I realise how cautious I had to be when trusting people when stories were being carried and changed. When I heard I did things that I never did and I ended up looking like a liar to the people I cared about, almost crazy when I tried to defend myself. I learnt that there were people who enjoyed causing discord and that many weren’t genuine. I was thus reminded that I always had to be genuine in my friendships and interactions.

But in that time, I also found what true friendship and care looked like, but that’s a post on its own.

I also found out who I was, who I want to be and how I want to define myself. It became a journey of realising how laxed I had become in seeking God and starting that journey again. It was a journey of discovering the strength that I possessed, not in how much I could deal with, but finding the courage to let myself feel and to ask for help when I needed it. To persevere when I felt hopeless and to be brave when I was scared. I was reminded that courage is not in the absence of fear.

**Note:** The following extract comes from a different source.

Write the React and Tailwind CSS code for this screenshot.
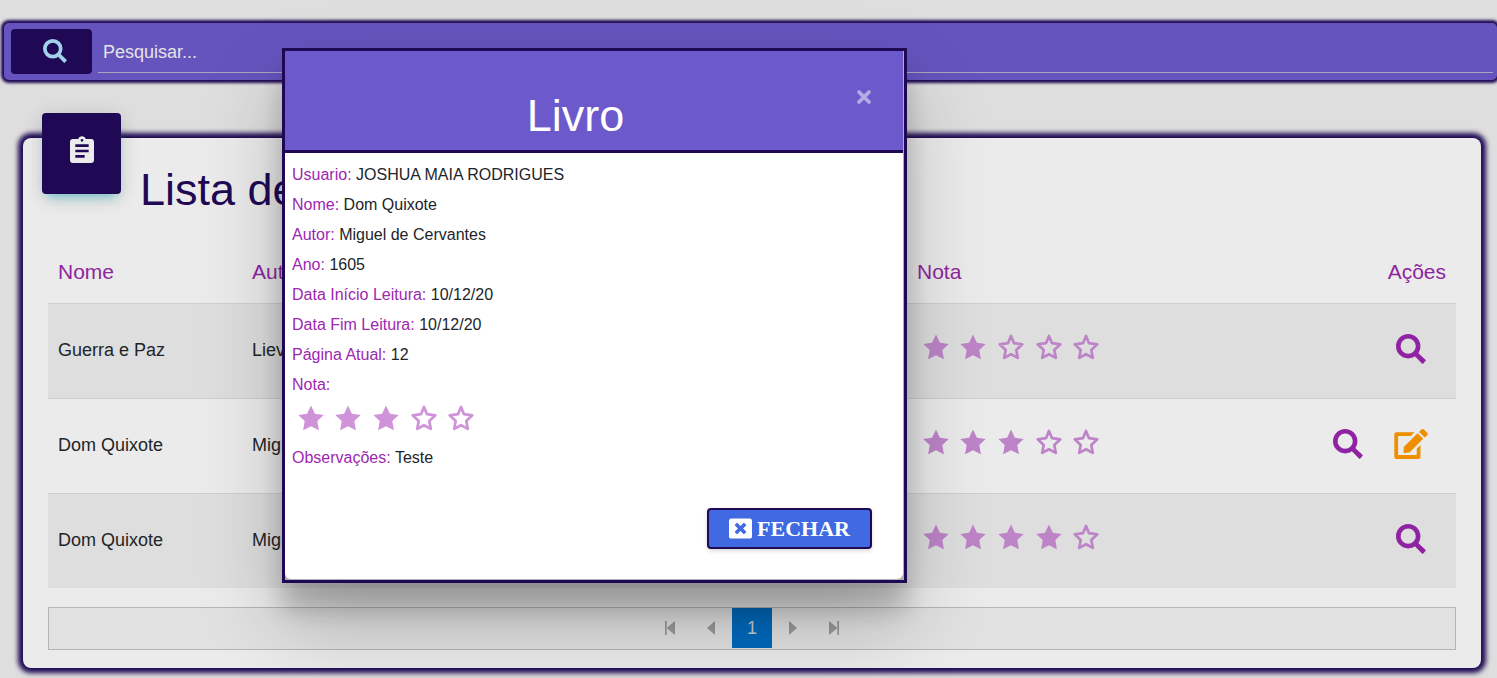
import React from "react";
import { FaWindowClose } from "react-icons/fa";
import { MdAssignment } from "react-icons/md";

const books = [
  { nome: "Guerra e Paz", autor: "Liev Tolstói", nota: 2, editable: false },
  { nome: "Dom Quixote", autor: "Miguel de Cervantes", nota: 3, editable: true },
  { nome: "Dom Quixote", autor: "Miguel de Cervantes", nota: 4, editable: false },
];

const details = [
  ["Usuario:", "JOSHUA MAIA RODRIGUES"],
  ["Nome:", "Dom Quixote"],
  ["Autor:", "Miguel de Cervantes"],
  ["Ano:", "1605"],
  ["Data Início Leitura:", "10/12/20"],
  ["Data Fim Leitura:", "10/12/20"],
  ["Página Atual:", "12"],
  ["Nota:", ""],
];

function SearchIcon({ className }) {
  return (
    <svg viewBox="0 0 30 30" className={className} fill="currentColor" stroke="currentColor" aria-hidden="true">
      <circle cx="12.2" cy="12.2" r="9.900" fill="none" strokeWidth="4.600" />
      <path d="M18.800 20.900v-1l1-1h1l8 7.600-2.200 2.400z" strokeWidth="1.800" strokeLinejoin="round" />
    </svg>
  );
}

function EditIcon({ className }) {
  return (
    <svg viewBox="0 0 34 30" className={className} fill="currentColor" aria-hidden="true">
      <path
        d="M20.500 3.300l-3.700 3.700H4.100v19h18.600v-6.300l3.800-3.700v12a2 2 0 0 1-2 2H2.300a2 2 0 0 1-2-2V5.300a2 2 0 0 1 2-2z"
      />
      <path d="M23.600 4.300l5.600 5.400L16 23l-.8.500-5 .5a.8.8 0 0 1-.8-.8l.5-5 .4-.7z" />
      <path d="M25 2.900l2.400-2.300a1.800 1.800 0 0 1 2.500 0l3.300 3.200a1.800 1.800 0 0 1 0 2.500l-2.500 2.300z" />
    </svg>
  );
}

function Star({ filled }) {
  return (
    <svg viewBox="0 0 26 26" className="h-[26px] w-[26px]" fill="currentColor" aria-hidden="true">
      {filled ? (
        <path d="M13 .5l3.900 8.300 8.800 1.100-6.400 6.200 1.600 9.200L13 21.200l-7.900 4.100 1.600-9.200L.3 9.900l8.800-1.100z" />
      ) : (
        <path
          d="M13 2l3 7.200 8.300 1.100-6 5.600 1.500 8L13 20.200l-6.800 3.700 1.500-8-6-5.600L10 9.200z"
          fill="none"
          stroke="currentColor"
          strokeWidth="2.700"
          strokeLinejoin="round"
        />
      )}
    </svg>
  );
}

function Stars({ value, className }) {
  return (
    <div role="img" aria-label={`Nota ${value} de 5`} className={`grid w-[188px] grid-cols-5 justify-items-center ${className}`}>
      {[1, 2, 3, 4, 5].map((n) => (
        <Star key={n} filled={n <= value} />
      ))}
    </div>
  );
}

function PagerButton({ label, children }) {
  return (
    <button type="button" aria-label={label} className="flex h-10 w-10 items-center justify-center text-[#999999]">
      <svg viewBox="0 0 14 14" className="h-[14px] w-[14px]" fill="currentColor">
        {children}
      </svg>
    </button>
  );
}

function SearchBar() {
  return (
    <form className="ml-1 flex h-[57px] items-center gap-[6px] rounded-[5px] bg-[#6554bd] pr-1 pl-[7px] shadow-[0_0_3px_3px_#1f0954]">
      <button type="button" aria-label="Buscar" className="flex h-[45px] w-[81px] shrink-0 items-center justify-center rounded-[4px] bg-[#1f0954] pb-[2px] pl-[6px] text-[#a1d2ec]">
        <SearchIcon className="h-6 w-6" />
      </button>
      <input
        type="text"
        aria-label="Pesquisar"
        placeholder="Pesquisar..."
        className="h-[42px] min-w-0 flex-1 border-b border-[#a9a5bd] bg-transparent px-[5px] pt-[3px] text-[18px] text-[#e4e4e4] outline-none placeholder:text-[#e4e4e4] placeholder:opacity-100"
      />
    </form>
  );
}

function BookTable() {
  return (
    <table className="w-full table-fixed border-collapse text-left text-[18px] text-[#212529]">
      <colgroup>
        <col className="w-[194px]" />
        <col />
        <col className="w-[312px]" />
        <col className="w-[237px]" />
      </colgroup>
      <thead>
        <tr className="h-[63px] text-[21px] text-[#8e24a0]">
          <th className="px-[10px] font-normal">Nome</th>
          <th className="px-[10px] font-normal">Autor</th>
          <th className="px-[10px] font-normal">Nota</th>
          <th className="px-[10px] text-right font-normal">Ações</th>
        </tr>
      </thead>
      <tbody>
        {books.map((b, i) => (
          <tr key={i} className="h-[95px] border-t border-[#cfcfcf] odd:bg-[#dedede]">
            <td className="px-[10px]">{b.nome}</td>
            <td className="px-[10px]">{b.autor}</td>
            <td className="px-[10px] pb-[8px]">
              <Stars value={b.nota} className="text-[#bd84c8]" />
            </td>
            <td className="pr-[28px] pb-[3px]">
              <div className="flex items-center justify-end gap-[31px] text-[#9023a3]">
                <button type="button" aria-label="Visualizar" className={b.editable ? "" : "pr-[2px]"}>
                  <SearchIcon className="h-[30px] w-[30px]" />
                </button>
                {b.editable && (
                  <button type="button" aria-label="Editar" className="text-[#ed8f00]">
                    <EditIcon className="h-[30px] w-[34px]" />
                  </button>
                )}
              </div>
            </td>
          </tr>
        ))}
      </tbody>
    </table>
  );
}

function Pager() {
  return (
    <nav aria-label="Paginação" className="mt-[19px] flex h-[43px] items-start justify-center gap-px border border-[#b5b5b5] bg-[#e1e1e1]">
      <PagerButton label="Primeira página">
        <path d="M2 0h1.700v14H2zM12 0v14L3.500 7z" />
      </PagerButton>
      <PagerButton label="Página anterior">
        <path d="M11 0v14L3 7z" />
      </PagerButton>
      <button type="button" className="h-10 w-10 bg-[#0069bb] text-[18px] text-[#c9cdd0]">1</button>
      <PagerButton label="Próxima página">
        <path d="M3 0v14L11 7z" />
      </PagerButton>
      <PagerButton label="Última página">
        <path d="M10.300 0H12v14h-1.700zM2 0v14L10.500 7z" />
      </PagerButton>
    </nav>
  );
}

function BookDialog() {
  return (
    <div className="fixed inset-0 flex items-start pt-12 pl-[282px]">
      <div role="dialog" aria-modal="true" aria-labelledby="dialog-title" className="w-[625px] border-[3px] border-[#1f0954] bg-[#b0b0b0] pr-px pb-px shadow-[0_27px_24px_0_rgba(0,0,0,0.2),0_40px_77px_0_rgba(0,0,0,0.22)]">
        <div className="overflow-hidden rounded-b-md bg-white">
          <header className="flex h-[102px] items-start border-b-[3px] border-[#1f0954] bg-[#6c5acd] pr-[31px] pl-6">
            <h2 id="dialog-title" className="flex-1 pt-[39px] text-center text-[45px] leading-[52px] text-white">Livro</h2>
            <button type="button" aria-label="Fechar janela" className="mt-[38px] flex h-4 w-[30px] items-center justify-end text-[#b5abe6]">
              <svg viewBox="0 0 16 16" className="h-4 w-4" fill="none" stroke="currentColor" strokeWidth="3.800" strokeLinecap="round">
                <path d="M3 3l10 10M13 3L3 13" />
              </svg>
            </button>
          </header>
          <div className="px-[7px] pt-[7px] text-[16px] leading-[30px] text-[#212529]">
            {details.map(([label, value]) => (
              <p key={label}>
                <span className="text-[#9c27b0]">{label}</span> {value}
              </p>
            ))}
            <Stars value={3} className="my-[5px] text-[#ce93d8]" />
            <p className="pt-[7px]">
              <span className="text-[#9c27b0]">Observações:</span> Teste
            </p>
          </div>
          <footer className="flex justify-end pt-[35px] pr-[31px] pb-[30px]">
            <button type="button" className="flex h-[41px] w-[165px] items-center justify-center gap-[5px] rounded-[4px] border-2 border-[#1f0954] bg-[#4169e1] font-['Liberation_Serif',serif] text-[22px] font-bold text-white shadow-[0_2px_4px_rgba(0,0,0,0.15)]">
              <FaWindowClose className="h-[23px] w-[23px]" />
              FECHAR
            </button>
          </footer>
        </div>
      </div>
    </div>
  );
}

export default function App() {
  return (
    <div className="min-h-screen overflow-hidden bg-[#dedede] pt-[23px] pb-[10px] font-['Liberation_Sans',Arial,sans-serif]">
      <SearchBar />
      <main className="mt-[58px] mr-4 ml-[23px] rounded-[8px] bg-[#ebebeb] px-[25px] pb-[18px] shadow-[0_0_5px_5px_#1f0954]">
        <div className="flex h-[102px] items-start gap-[19px]">
          <div className="-mt-[25px] -ml-[6px] flex h-[81px] w-[79px] shrink-0 items-center justify-center rounded-[4px] bg-[#1f0954] pb-[5px] text-[#ebebeb] shadow-[0_4px_20px_rgba(0,0,0,0.14),0_7px_10px_-5px_rgba(0,188,212,0.5)]">
            <MdAssignment className="h-8 w-8" />
          </div>
          <h1 className="pt-[26px] text-[45px] leading-[52px] text-[#1f0954]">Lista de Livros</h1>
        </div>
        <BookTable />
        <Pager />
      </main>
      <BookDialog />
    </div>
  );
}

It was remembering that I had to leave my complaints to God, because he knew the truth even when others wouldn’t believe it. It was realising that I needed to be more careful with my heart and that people who hurt you are also hurting themselves. So, I remembered that I needed to be kind and compassionate, forgiving even when no apology was received, and to spread love in a world that’s already so full of pain. I remembered that I had to treat everyone well, because goodness should not only be limited to those who are good to you.

Sometimes I’m still angry and sad, but I’ve learnt that I have to let myself feel to heal and use the pain as a reminder to be the type of person I want to see in this world.